Well, Boris Johnson is still Prime Minister, I’m still single and I’m still battling depression every day. But I have seen Cats – and for a couple of hours, all my problems faded away, as I got exactly the kind of terrible movie I’d been yearning for since seeing the trailer earlier in the summer. The critics and audiences calling Cats the worst movie of the year are doing it something of a disservice; it’s unquestionably a bad film, but it’s the kind of bad film that unintentionally becomes a crowd pleasing comedy due to how many bizarre missteps it makes throughout.

CATS: The Bad Film You Hoped it Would Be
Source: Universal Pictures

I ended up enjoying my time with it, albeit for reasons Tom Hooper surely didn’t intend.
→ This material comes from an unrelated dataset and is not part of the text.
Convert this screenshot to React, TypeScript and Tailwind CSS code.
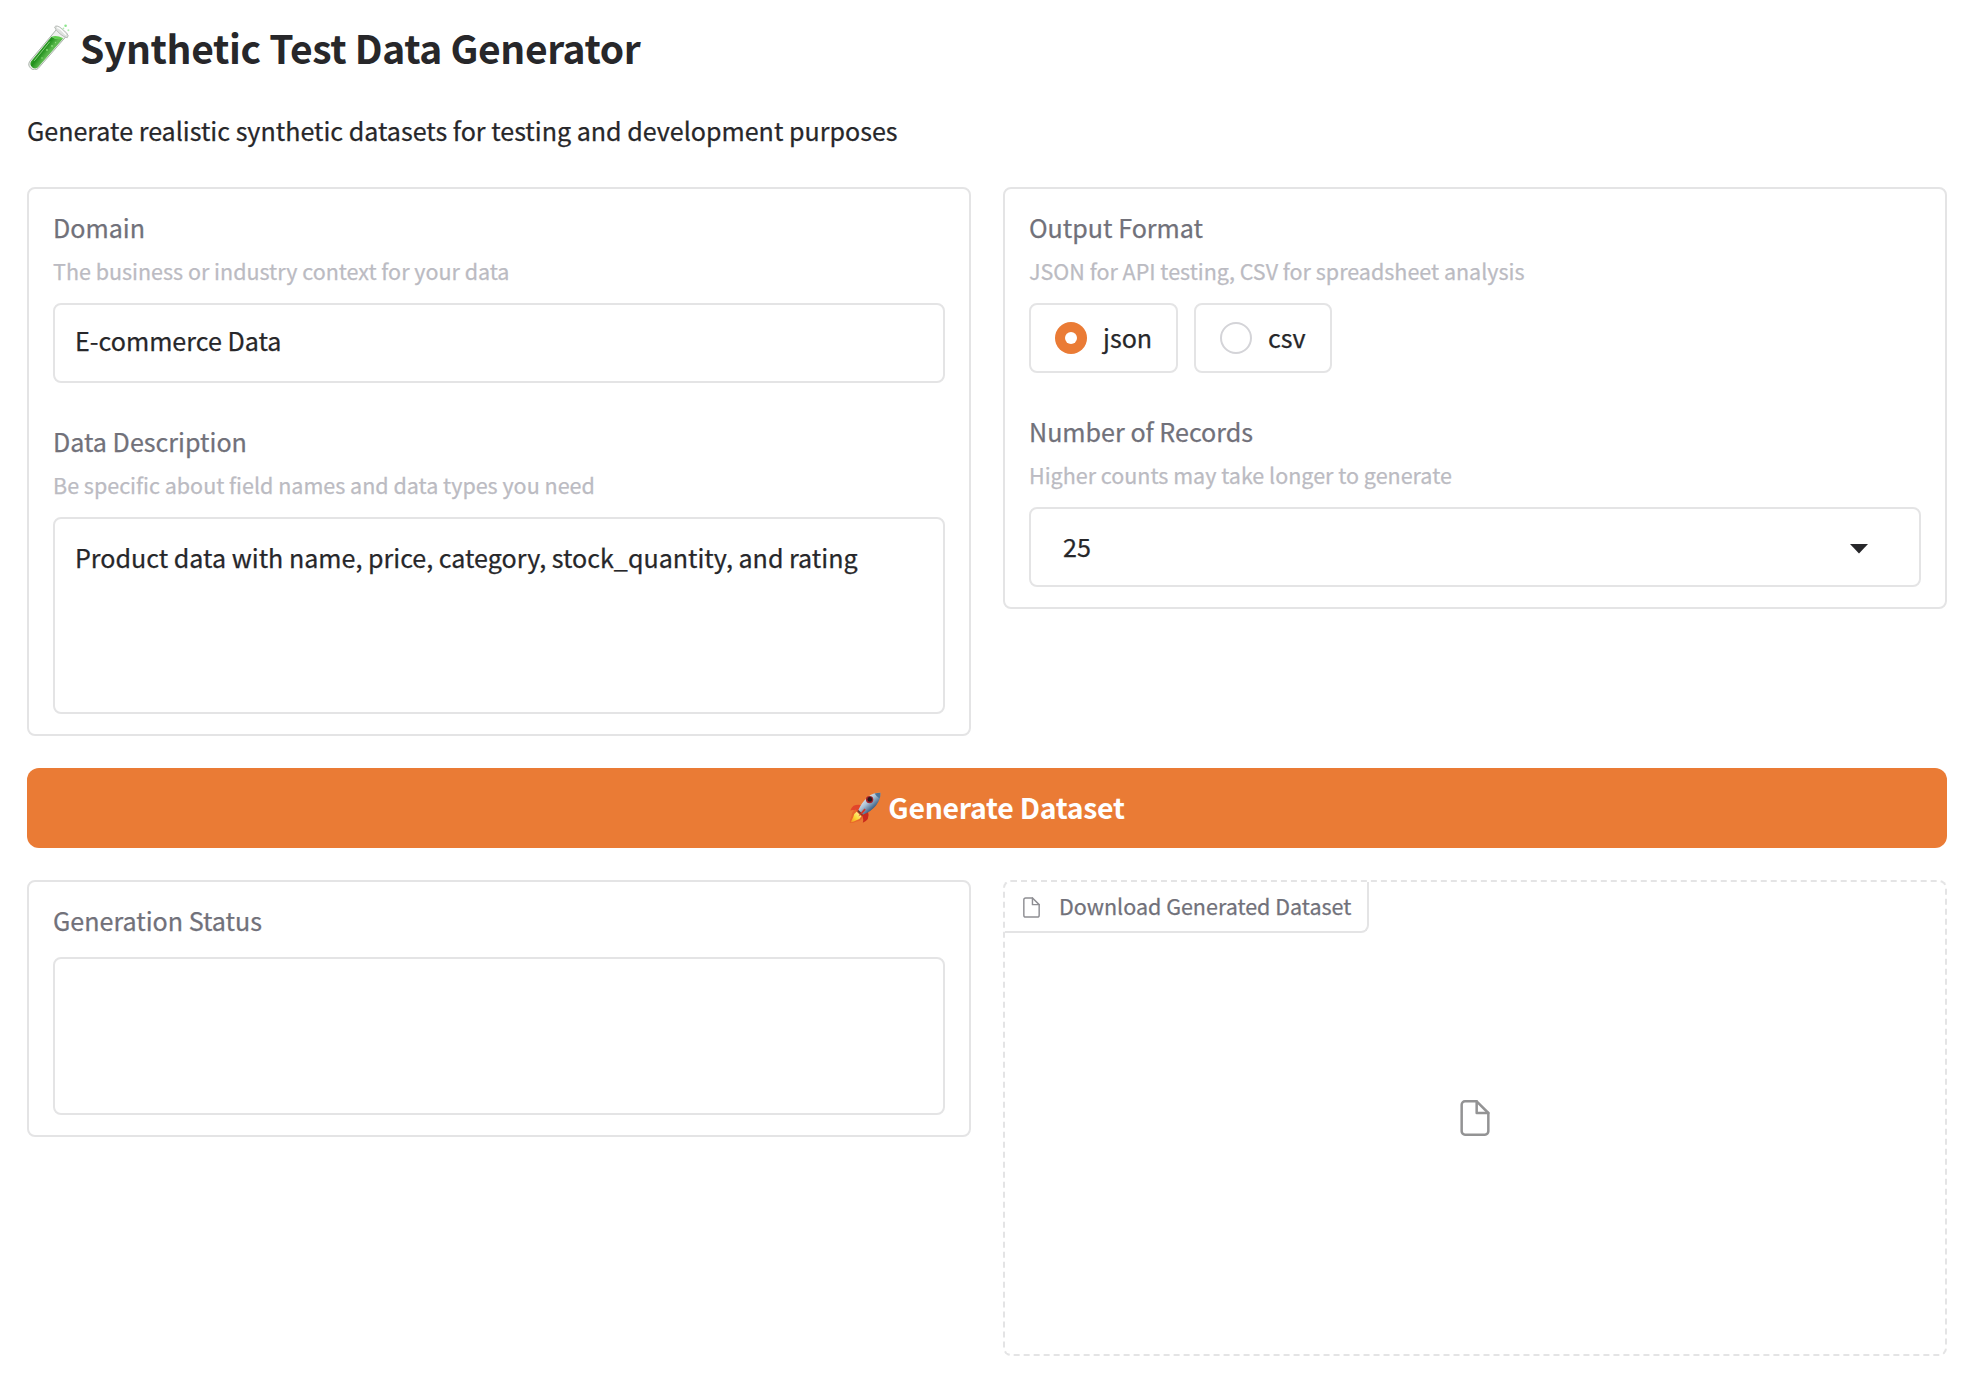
import type { ReactNode } from "react";

function TestTubeIcon() {
  return (
    <svg className="-mt-[3px] h-[48px] w-[46px]" viewBox="0 0 46 48" fill="none">
      <defs>
        <linearGradient id="tube-liquid" x1="8" y1="24" x2="20" y2="33" gradientUnits="userSpaceOnUse">
          <stop offset="0" stopColor="#6cc25c" />
          <stop offset="0.3" stopColor="#3faa33" />
          <stop offset="0.6" stopColor="#1f8f1b" />
          <stop offset="1" stopColor="#5cb84e" />
        </linearGradient>
      </defs>
      <path d="M29.5 7.5 L2.8 39.2 A5.6 5.6 0 0 0 11.2 46.4 L38.8 14.8 Z" fill="#eef0ee" stroke="#a9b3a9" strokeWidth="1" />
      <path d="M24.5 14.8 L4 39.6 A4.6 4.6 0 0 0 10.8 45.4 L36.3 16.3 Q30 18.5 24.5 14.8 Z" fill="url(#tube-liquid)" />
      <path d="M24.5 14.8 Q29 12.5 36.3 16.3 Q31 19 24.5 14.8 Z" fill="#5fce4c" />
      <path d="M22.5 20 L7.5 38.5" stroke="#b4e6a6" strokeWidth="1" strokeLinecap="round" opacity="0.7" />
      <g fill="#8be07a">
        <circle cx="20" cy="28" r="0.9" />
        <circle cx="25" cy="24" r="0.9" />
        <circle cx="15" cy="36" r="0.8" />
        <circle cx="28.5" cy="20.5" r="0.7" />
      </g>
      <path d="M27.6 5 Q29.5 2.5 34 6 L39.5 10.8 Q42.5 14 40.2 15.8 Q37.5 15.5 33 11.8 Q28 7.6 27.6 5 Z" fill="#dfe2df" stroke="#b3b8b3" strokeWidth="0.9" />
      <path d="M30.4 5.6 Q33 6 38.5 12.4" stroke="#ffffff" strokeWidth="1.2" strokeLinecap="round" />
      <circle cx="38.6" cy="3.8" r="1.3" fill="#8be58b" />
      <circle cx="41.4" cy="8.2" r="1" fill="#b2efb2" />
      <circle cx="36.4" cy="6.4" r="0.9" fill="#b2efb2" />
    </svg>
  );
}

function RocketIcon() {
  return (
    <svg className="h-8 w-8" viewBox="0 0 32 32" fill="none">
      <defs>
        <linearGradient id="rocket-body" x1="13" y1="8" x2="22" y2="18" gradientUnits="userSpaceOnUse">
          <stop offset="0" stopColor="#dfeaf3" />
          <stop offset="0.45" stopColor="#a9bfd2" />
          <stop offset="1" stopColor="#3f6287" />
        </linearGradient>
        <linearGradient id="rocket-flame" x1="11" y1="20" x2="1" y2="31" gradientUnits="userSpaceOnUse">
          <stop offset="0" stopColor="#fff6a0" />
          <stop offset="0.5" stopColor="#fbd633" />
          <stop offset="1" stopColor="#f08a1c" />
        </linearGradient>
      </defs>
      <path d="M13 13.2 Q8 12.2 4.6 13.8 Q2.6 15.4 1.2 18.4 Q5 17 8.6 19.6 Z" fill="#e2452a" />
      <path d="M19 19.6 Q20.4 23.6 18.8 27 Q17 29.4 13.8 30.8 Q15.2 27 12.4 23.6 Z" fill="#c92a1c" />
      <path d="M6.6 17.6 Q2.6 19.6 2.6 24 Q0.8 27.6 0.8 31 Q4.6 31 7.8 29.4 Q12.6 29 14 25 Z" fill="#e8672a" />
      <path d="M7.6 19.8 Q4.6 21.6 4.2 25.2 Q2.6 28 2 30.2 Q5 29.6 7.4 28.2 Q11 27.4 12.4 24.2 Z" fill="url(#rocket-flame)" />
      <path d="M31.4 0.8 Q24 0.6 19 5 Q12.4 10.6 9.4 18 L14 22.6 Q22 19.6 27 13.4 Q31.8 7.6 31.4 0.8 Z" fill="url(#rocket-body)" />
      <path d="M31.4 0.8 Q28.4 0.8 25.6 1.6 Q27.6 5 30.6 6.6 Q31.5 3.8 31.4 0.8 Z" fill="#4d7396" />
      <path d="M9.4 18 L14 22.6 L12.4 23.6 L8.4 19.6 Z" fill="#6b3a2f" />
      <circle cx="20.6" cy="7.6" r="3.7" fill="#a3222a" />
      <circle cx="20.8" cy="7.4" r="2.3" fill="#28191f" />
      <path d="M15.4 16.4 Q12 20.4 9.2 24.6 Q13.6 22 16.8 17.8 Z" fill="#d63423" />
    </svg>
  );
}

function FileIcon({ className }: { className: string }) {
  return (
    <svg
      className={className}
      viewBox="0 0 24 24"
      fill="none"
      stroke="currentColor"
      strokeWidth="1.5"
      strokeLinecap="round"
      strokeLinejoin="round"
    >
      <path d="M13 2H6a2 2 0 0 0-2 2v16a2 2 0 0 0 2 2h12a2 2 0 0 0 2-2V9z" />
      <polyline points="13 2 13 9 20 9" />
    </svg>
  );
}

function Panel({ children }: { children: ReactNode }) {
  return (
    <section className="rounded-[8px] border-2 border-[#e4e4e5] px-6 pt-[18px] pb-5">{children}</section>
  );
}

function Field({ label, info, children }: { label: string; info?: string; children: ReactNode }) {
  return (
    <div>
      <div className="text-[25.1px] leading-[40px] text-[#71717a]">{label}</div>
      {info && <div className="mt-2 mb-4 text-[21.5px] leading-[32px] text-[#bbbbc2]">{info}</div>}
      {children}
    </div>
  );
}

function RadioOption({ label, checked, className }: { label: string; checked?: boolean; className: string }) {
  return (
    <div
      className={`flex h-[70px] items-center gap-4 rounded-[8px] border-2 border-[#e4e4e5] pl-6 ${className}`}
    >
      {checked ? (
        <span className="flex size-8 items-center justify-center rounded-full bg-[#ea7b35]">
          <span className="size-3 rounded-full bg-white" />
        </span>
      ) : (
        <span className="size-8 rounded-full border-2 border-[#d4d4d8]" />
      )}
      <span className="-mt-0.5 text-[25.1px] leading-[40px]">{label}</span>
    </div>
  );
}

const box = "rounded-[8px] border-2 border-[#e4e4e5]";

export default function App() {
  return (
    <div className="h-[1378px] bg-white pt-[19px] pr-[23px] pl-[27px] font-['Noto_Sans_CJK_SC',sans-serif] text-[#27272a] [-webkit-text-stroke:0.25px_currentColor]">
      <h1 className="flex h-14 items-center gap-[7px] text-[39px] leading-[56px] font-bold tracking-[-0.38px] [-webkit-text-stroke:0px]">
        <TestTubeIcon />
        Synthetic Test Data Generator
      </h1>
      <p className="mt-[35px] text-[25.07px] leading-[40px]">
        Generate realistic synthetic datasets for testing and development purposes
      </p>

      <div className="mt-[37px] grid grid-cols-2 items-start gap-8">
        <Panel>
          <div className="flex flex-col gap-[38px]">
            <Field label="Domain" info="The business or industry context for your data">
              <div className={`h-20 pt-[15px] pl-5 text-[25.1px] leading-[40px] ${box}`}>E-commerce Data</div>
            </Field>
            <Field label="Data Description" info="Be specific about field names and data types you need">
              <div className={`h-[197px] pt-[18px] pl-5 text-[25.07px] leading-[40px] ${box}`}>
                Product data with name, price, category, stock_quantity, and rating
              </div>
            </Field>
          </div>
        </Panel>
        <Panel>
          <div className="flex flex-col gap-[38px]">
            <Field label="Output Format" info="JSON for API testing, CSV for spreadsheet analysis">
              <div className="flex gap-4">
                <RadioOption label="json" checked className="w-[149px]" />
                <RadioOption label="csv" className="w-[138px]" />
              </div>
            </Field>
            <Field label="Number of Records" info="Higher counts may take longer to generate">
              <div className={`flex h-20 items-start justify-between pr-[51px] pl-8 ${box}`}>
                <span className="mt-[17px] text-[25.1px] leading-[40px]">25</span>
                <svg className="mt-[35px] h-[10px] w-[18px]" viewBox="0 0 18 10">
                  <path d="M0 0H18L9 9.4Z" fill="#27272a" />
                </svg>
              </div>
            </Field>
          </div>
        </Panel>
      </div>

      <button className="mt-8 flex h-20 w-full items-center justify-center gap-[7px] rounded-[12px] bg-[#ea7b35] text-[28.4px] leading-[40px] font-bold tracking-[-0.25px] text-white [-webkit-text-stroke:0px]">
        <RocketIcon />
        <span className="-mt-[3px]">Generate Dataset</span>
      </button>

      <div className="mt-8 grid grid-cols-2 items-start gap-8">
        <Panel>
          <Field label="Generation Status">
            <div className={`mt-[17px] h-[158px] ${box}`} />
          </Field>
        </Panel>
        <section className="flex h-[476px] flex-col rounded-[8px] border-2 border-dashed border-[#e4e4e5]">
          <div className="flex h-[51px] w-[364px] shrink-0 items-start gap-4 rounded-br-[8px] border-r-2 border-b-2 border-[#e4e4e5] pl-[15px] text-[21.5px] leading-[32px] text-[#71717a]">
            <FileIcon className="mt-[13.5px] size-[23px] text-[#8e8e93]" />
            <span className="mt-2">Download Generated Dataset</span>
          </div>
          <div className="flex h-[370px] items-center justify-center">
            <FileIcon className="size-10 text-[#939394]" />
          </div>
        </section>
      </div>
    </div>
  );
}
With each joyful “what the f*ck?” I seemed to involuntarily ask out loud every single minute of the runtime, I could feel myself wishing all bad movies were like this – and how, if you held a gun to my head, I’d choose to watch Cats over any competently made (but middle of the road) blockbuster franchise effort any day of the week. 

The plot of Cats is as simple as it is absolutely f*cking inexplicable. A young cat named Victoria (Francesca Hayward, in her debut screen/digital fur tech performance) is thrown into the streets, and ends up befriending a group of strays known as the Jelliciles, who live on London’s streets. Coincidentally, it’s the day of the year where they throw the “Jellicle Ball” where Old Deuteronomy (Judi Dench, in a performance that feels like elder abuse) gets to decide which cat will be allowed to take on a new life and ascend to the Heaviside Layer – a decision she makes by getting any interested cats to perform songs for her. But this year, the fiendish Macavity (Idris Elba) is kidnapping the cats, to make sure she has no choice but make him ascend to the next life.

Great Fun – but not in the way Tom Hooper intended

As a stage musical, Cats was always criticised because of having no plot, with the songs nearly unanimously existing to give expository backstory about each of the cats. It’s the sheer indestructible catchiness of the musical numbers that led it to become one of the longest running Broadway shows of all time, and even Hooper’s ineptitude at translating this to the screen can’t stop these ear worms nestling in your brain for hours afterwards. Of course, he does his best to try; he often pauses musical numbers for cringeworthy gags, at one point, even pauses to play a trap beat so Rebel Wilson can dance to it. But in both its moments of visceral cringe, and its moments of uniquely batshit insanity, Cats somehow becomes far more entertaining than his Oscar nominated take on Les Miserables (all joking aside: it might even be a better film too).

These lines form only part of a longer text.